America "is willing to consider space arms-control proposals and concepts that are equitable, effectively verifiable and enhance the security of all nations," said Christopher Buck, the U.S. representative in the recent First Committee debate. But the current Sino-Russian proposal, he said, "does not satisfy these criteria."

Haitao, the Chinese delegate to this year's Geneva disarmament conference, hinted at one danger that was left unaddressed in the proposal. "Relevant countries," he said, likely referring to the U.S., "should give up their practice of unilateral sanctions on space technology transfer and interfering in space cooperation among other countries." He was referring to American attempts to prevent China from selling space technology to countries the U.S. considers rogue.

Meanwhile, in the recent U.S. midterms Republicans gained control of the Senate, which is charged by the Constitution with ratifying international treaties. Even if he wanted to, Obama will find it difficult to sign off on any binding pact on the subject.
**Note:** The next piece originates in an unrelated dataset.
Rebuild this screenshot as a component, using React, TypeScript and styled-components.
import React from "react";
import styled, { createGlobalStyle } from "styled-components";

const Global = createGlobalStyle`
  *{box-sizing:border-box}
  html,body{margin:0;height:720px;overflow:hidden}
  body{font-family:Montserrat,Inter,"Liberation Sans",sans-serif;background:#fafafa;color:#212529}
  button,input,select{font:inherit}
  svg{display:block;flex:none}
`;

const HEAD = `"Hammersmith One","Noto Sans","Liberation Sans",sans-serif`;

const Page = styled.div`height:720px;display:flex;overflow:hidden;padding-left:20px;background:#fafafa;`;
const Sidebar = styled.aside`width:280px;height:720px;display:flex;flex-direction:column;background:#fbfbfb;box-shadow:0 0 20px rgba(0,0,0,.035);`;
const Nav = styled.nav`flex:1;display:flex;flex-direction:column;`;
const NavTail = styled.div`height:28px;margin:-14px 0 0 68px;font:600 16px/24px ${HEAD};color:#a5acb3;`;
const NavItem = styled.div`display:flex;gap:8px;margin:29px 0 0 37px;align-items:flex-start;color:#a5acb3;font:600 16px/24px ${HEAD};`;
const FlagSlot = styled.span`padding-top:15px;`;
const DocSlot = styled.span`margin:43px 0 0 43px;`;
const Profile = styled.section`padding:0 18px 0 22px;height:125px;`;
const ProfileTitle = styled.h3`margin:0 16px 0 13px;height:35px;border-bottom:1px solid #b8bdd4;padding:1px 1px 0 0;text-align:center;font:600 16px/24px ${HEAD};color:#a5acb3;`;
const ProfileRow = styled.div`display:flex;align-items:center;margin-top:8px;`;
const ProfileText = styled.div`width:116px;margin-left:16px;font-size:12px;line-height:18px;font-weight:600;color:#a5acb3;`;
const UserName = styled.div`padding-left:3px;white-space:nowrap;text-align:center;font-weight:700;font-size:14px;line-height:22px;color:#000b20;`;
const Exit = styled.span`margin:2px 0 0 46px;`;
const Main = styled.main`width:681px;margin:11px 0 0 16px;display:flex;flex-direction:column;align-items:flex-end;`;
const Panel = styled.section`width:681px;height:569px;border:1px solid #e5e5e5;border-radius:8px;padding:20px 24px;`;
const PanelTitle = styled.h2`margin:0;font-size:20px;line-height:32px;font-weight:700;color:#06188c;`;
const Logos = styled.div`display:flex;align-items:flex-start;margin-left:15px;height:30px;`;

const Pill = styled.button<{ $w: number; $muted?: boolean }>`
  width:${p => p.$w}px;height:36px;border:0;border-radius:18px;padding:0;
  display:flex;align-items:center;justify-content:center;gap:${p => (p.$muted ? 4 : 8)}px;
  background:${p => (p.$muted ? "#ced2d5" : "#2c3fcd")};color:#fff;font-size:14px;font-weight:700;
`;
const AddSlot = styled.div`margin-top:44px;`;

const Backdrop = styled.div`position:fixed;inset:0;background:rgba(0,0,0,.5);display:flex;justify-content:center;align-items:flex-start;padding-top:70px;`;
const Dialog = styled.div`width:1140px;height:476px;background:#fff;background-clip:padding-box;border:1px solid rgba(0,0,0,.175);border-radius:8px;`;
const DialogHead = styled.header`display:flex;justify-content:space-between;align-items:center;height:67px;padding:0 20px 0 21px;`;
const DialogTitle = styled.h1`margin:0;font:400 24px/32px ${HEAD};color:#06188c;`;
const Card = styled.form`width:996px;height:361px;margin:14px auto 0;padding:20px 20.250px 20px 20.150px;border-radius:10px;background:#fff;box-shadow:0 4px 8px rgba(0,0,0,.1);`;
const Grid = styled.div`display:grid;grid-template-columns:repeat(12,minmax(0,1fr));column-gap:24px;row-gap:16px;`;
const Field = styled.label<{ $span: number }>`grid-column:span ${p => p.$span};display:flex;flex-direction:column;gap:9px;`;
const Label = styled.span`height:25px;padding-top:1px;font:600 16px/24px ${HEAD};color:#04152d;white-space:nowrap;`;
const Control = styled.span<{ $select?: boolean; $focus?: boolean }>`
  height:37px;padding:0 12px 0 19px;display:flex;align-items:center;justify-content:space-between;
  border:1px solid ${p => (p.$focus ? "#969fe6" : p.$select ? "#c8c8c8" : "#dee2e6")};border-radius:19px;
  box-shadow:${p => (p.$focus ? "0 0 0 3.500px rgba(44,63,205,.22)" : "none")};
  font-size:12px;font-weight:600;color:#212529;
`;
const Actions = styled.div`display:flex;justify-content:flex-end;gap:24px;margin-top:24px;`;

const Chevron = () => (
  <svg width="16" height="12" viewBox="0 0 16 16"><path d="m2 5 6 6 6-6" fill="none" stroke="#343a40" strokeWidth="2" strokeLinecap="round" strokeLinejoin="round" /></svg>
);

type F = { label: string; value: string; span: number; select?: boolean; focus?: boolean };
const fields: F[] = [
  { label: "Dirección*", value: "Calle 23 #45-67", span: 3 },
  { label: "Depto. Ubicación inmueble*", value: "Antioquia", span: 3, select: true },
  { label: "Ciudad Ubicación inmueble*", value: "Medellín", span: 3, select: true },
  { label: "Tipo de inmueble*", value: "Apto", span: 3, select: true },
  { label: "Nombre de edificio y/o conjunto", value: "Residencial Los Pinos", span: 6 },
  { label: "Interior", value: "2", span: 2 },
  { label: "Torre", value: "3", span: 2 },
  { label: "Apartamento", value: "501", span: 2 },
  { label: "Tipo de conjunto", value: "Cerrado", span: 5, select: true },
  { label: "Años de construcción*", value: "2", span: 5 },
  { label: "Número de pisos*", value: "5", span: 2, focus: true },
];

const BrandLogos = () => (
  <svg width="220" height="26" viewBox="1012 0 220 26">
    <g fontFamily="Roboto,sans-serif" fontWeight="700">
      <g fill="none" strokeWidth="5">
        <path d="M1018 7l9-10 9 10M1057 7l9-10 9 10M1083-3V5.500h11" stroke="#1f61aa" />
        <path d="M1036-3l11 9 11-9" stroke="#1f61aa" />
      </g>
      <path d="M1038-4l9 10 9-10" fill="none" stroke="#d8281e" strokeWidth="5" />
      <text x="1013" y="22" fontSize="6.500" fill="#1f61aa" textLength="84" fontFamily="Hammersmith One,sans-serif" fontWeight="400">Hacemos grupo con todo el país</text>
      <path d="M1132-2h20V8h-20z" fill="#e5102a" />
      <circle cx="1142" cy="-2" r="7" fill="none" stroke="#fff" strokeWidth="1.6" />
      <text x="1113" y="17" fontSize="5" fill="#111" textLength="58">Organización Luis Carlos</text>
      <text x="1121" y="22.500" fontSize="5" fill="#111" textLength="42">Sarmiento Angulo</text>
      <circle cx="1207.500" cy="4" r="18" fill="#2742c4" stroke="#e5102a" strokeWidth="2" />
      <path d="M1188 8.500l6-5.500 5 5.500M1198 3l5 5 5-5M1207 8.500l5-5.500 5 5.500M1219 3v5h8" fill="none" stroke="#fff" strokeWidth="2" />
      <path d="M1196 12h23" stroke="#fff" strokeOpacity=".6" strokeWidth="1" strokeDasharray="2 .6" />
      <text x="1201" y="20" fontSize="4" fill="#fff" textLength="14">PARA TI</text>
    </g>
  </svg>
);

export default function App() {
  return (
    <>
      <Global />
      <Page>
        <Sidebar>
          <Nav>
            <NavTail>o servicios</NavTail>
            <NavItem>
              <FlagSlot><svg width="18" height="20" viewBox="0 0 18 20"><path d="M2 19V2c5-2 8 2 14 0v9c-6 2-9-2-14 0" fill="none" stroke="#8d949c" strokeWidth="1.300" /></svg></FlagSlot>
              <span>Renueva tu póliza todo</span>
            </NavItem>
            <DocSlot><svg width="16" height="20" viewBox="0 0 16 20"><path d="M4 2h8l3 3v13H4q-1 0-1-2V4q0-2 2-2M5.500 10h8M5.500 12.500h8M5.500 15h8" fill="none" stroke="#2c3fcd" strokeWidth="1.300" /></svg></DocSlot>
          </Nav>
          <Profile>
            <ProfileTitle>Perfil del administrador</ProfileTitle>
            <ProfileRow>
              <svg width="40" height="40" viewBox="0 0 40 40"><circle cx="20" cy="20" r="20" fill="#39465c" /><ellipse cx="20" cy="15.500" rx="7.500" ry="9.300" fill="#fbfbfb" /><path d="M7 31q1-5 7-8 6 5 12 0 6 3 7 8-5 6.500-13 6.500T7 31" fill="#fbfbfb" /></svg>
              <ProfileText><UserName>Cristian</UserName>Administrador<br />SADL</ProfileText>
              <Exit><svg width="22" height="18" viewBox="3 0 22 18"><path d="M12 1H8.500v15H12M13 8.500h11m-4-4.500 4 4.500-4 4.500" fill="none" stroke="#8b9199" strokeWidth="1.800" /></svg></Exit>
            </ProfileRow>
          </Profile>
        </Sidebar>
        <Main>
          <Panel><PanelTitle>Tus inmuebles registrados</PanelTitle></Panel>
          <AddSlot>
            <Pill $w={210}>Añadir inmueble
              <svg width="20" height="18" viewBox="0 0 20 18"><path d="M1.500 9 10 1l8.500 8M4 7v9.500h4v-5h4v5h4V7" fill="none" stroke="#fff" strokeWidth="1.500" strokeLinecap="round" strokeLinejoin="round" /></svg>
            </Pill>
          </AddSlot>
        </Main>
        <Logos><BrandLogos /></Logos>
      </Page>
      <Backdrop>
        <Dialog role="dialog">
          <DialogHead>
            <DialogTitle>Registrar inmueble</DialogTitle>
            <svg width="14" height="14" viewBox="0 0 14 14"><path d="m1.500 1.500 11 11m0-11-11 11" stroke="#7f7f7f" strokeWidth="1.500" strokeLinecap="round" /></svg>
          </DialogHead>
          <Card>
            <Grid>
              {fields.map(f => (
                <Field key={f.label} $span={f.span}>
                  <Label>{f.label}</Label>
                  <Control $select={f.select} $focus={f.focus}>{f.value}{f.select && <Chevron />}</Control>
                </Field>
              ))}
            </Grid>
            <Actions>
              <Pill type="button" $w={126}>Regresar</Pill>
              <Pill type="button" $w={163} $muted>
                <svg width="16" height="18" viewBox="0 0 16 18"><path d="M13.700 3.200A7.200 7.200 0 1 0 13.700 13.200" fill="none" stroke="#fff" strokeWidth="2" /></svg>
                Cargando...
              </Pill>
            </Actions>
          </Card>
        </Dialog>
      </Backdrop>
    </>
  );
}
When it comes to defense, many Republicans are wary of international pacts that would curb America's global military leadership. "I've always been against an arms-in-space treaty," said John Bolton, the United States's former U.N. ambassador, who is influential in GOP foreign policy circles. "The idea has never been more than a charade, a political gesture to constrain the United States while Russia and China proceed without inhibition to violate it."

So will science fact match science fiction? One of the ironies is that arms treaties rarely stop arms races. So, just at the moment George Lucas is setting out to continue the Star Wars saga with ever more spectacular spaceships armed with increasingly fantastical weaponry, in real life work continues behind the scenes that could eventually turn those movie special effects into a lethal reality.